To my dismay, she led me over to the computers and told me that, while the library doesn’t have them, I can just access them online. I don’t even have to be physically in the library- I can login to the library system with my library card number and go from there. All the back articles were online in PDF format.
I was disappointed. I didn’t even have to come into the library! I could have done it all from home. So much for my romantic little library trip
I never had to catalogue the microfilm, but I did have to organize the phone books. Oh God, the phone books. People, why can you not put a phone book back where you got it? It’s dead simple! The name of the place is on BIG HUGE LETTERS on the spine. Although we did only organize the phone books once in a blue moon, since it was the transition to Internet era so more people just checked online.
Anyway, mine is pretty specific, but I miss the days before digital media just for the sake of anime. People say piracy has killed the music and movie industries? Hah, that’s nothing compared to what it did to anime companies.
A lot of people in this thread are talking about missing record stores and getting the knowledgeable employees to play a new record for them. I miss that same ability to go to the comic store, check out what new VHS tapes they got in for rent and watching them at midnight in a dark room adjusting the tracking on the VCR. Now kids just run through series without getting attached knowing anything they want is a torrent link away.
Ooooh, I also miss games designed for single player. We’ve got so many great game companies on the 360 making games focused on online multiplayer, I’d love to see what Bungie would do now for a single player title if given the resources Microsoft had given them for the Halo sequels (yes, I know, Bungie is on its own now).
You don’t necessarily need to go anywhere for that. I once had sheriff’s deputies turn up at my door to inform me that a friend was worried about me because I hadn’t responded to e-mail in three days.
When I was a kid, I got a new volume of the Golden Book Encyclopedia every week (?) when my mom went grocery shopping, and I read those things cover to cover more times than I can think. When we kids were older, my father bought us a good old fashioned set of real encyclopedias, which I ALSO read cover to cover…I would hit up every bookstore looking for my favorite authors and hit pay dirt according to no rhyme or reason, a new book was either there or it wasn’t year to year. Used bookstores, the same - I found a dozen used hard cover copies of my favorite author in one of them, and you’d think I’d won the lottery!..I remember song lyrics used to be, sometimes, printed in these thin little magazines that you could buy down at Rexall Drugs, near the 12 cent Marvel comic books…And other books, on arts and crafts and hobbies, and cookbooks - well, I still buy those! … But all this stuff is available on my little white magic box now.

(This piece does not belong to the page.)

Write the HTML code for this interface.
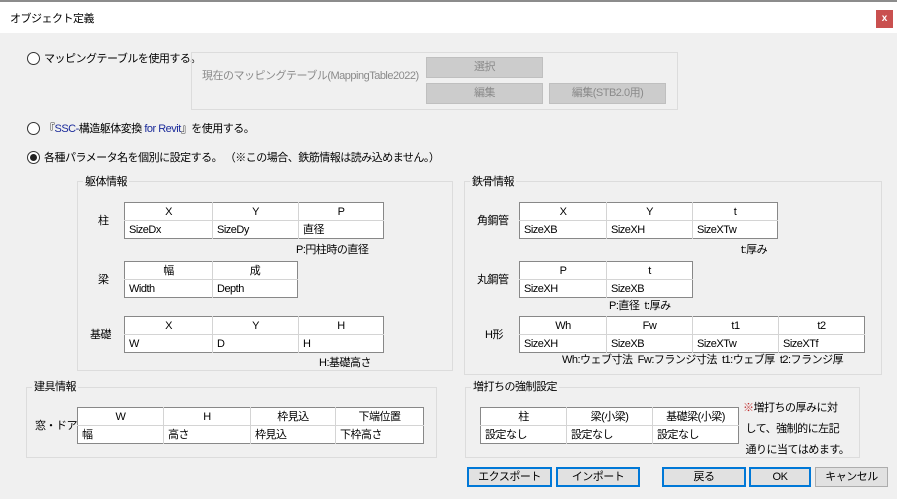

Pre-internet, you had to work to get knowledge, you had to wait and see if books would show up, or if a new record by your favorite group would show up at Grants. If you wanted to learn to knit, you had to ask someone to take you over to grandma’s. … Well, that’s all in the past. But it kept us busy, much as the internet keeps us busy now. Good times.
Now with the internet and texting etc, buzz is incredibly fast. A movie can be dead in a matter of days, and if you dont get to it quickly, you can find its gone to matinee before you get to see it. Of course theres a much good chance Ill think its a stinker too if its dying that fast, but not always.
The other thing I miss is not having to do computer support for people. Being the guy in the family who does know about them can get old at times, because people are much more dependent on them now for primary communication.
Finally its the pressure to post pictures. People want to pass family events on to friends etc, so theres more ‘have you done it yets’ than I remember. Previously they’d just say it in text.
I’ve certainly noticed movie runs seem to be shorter nowadays- when a movie I want to see comes out, it seems like I’ve got maybe a fortnight to go and see it before it’s run ends, and then I’ve got to wait a couple of months for it come out on DVD.
Pen Pals. I liked writing to someone from a country I’d likely never visit and hearing about their lives and experiences there. Now, it’s all out there. It was more personal back then. Although, I know many bloggers would say the opposite. I just miss seeing that letter in the mailbox that was just for me.
This continued in the early days of the Internet when I would correspond with people I met on the BBS or in chat during my Free Trial(s) of AOL. I still write to the small number of people I met this way. They number around a dozen, but I think is better than saying I know 5000 on Facebook, which I’ll never join.
Useless information in general falls into that category. Long gone are the days when I often was asked “HOW and WHY do you know that??” Now anyone can browse wikipedia or other random websites and learn all sorts of cool but useless things.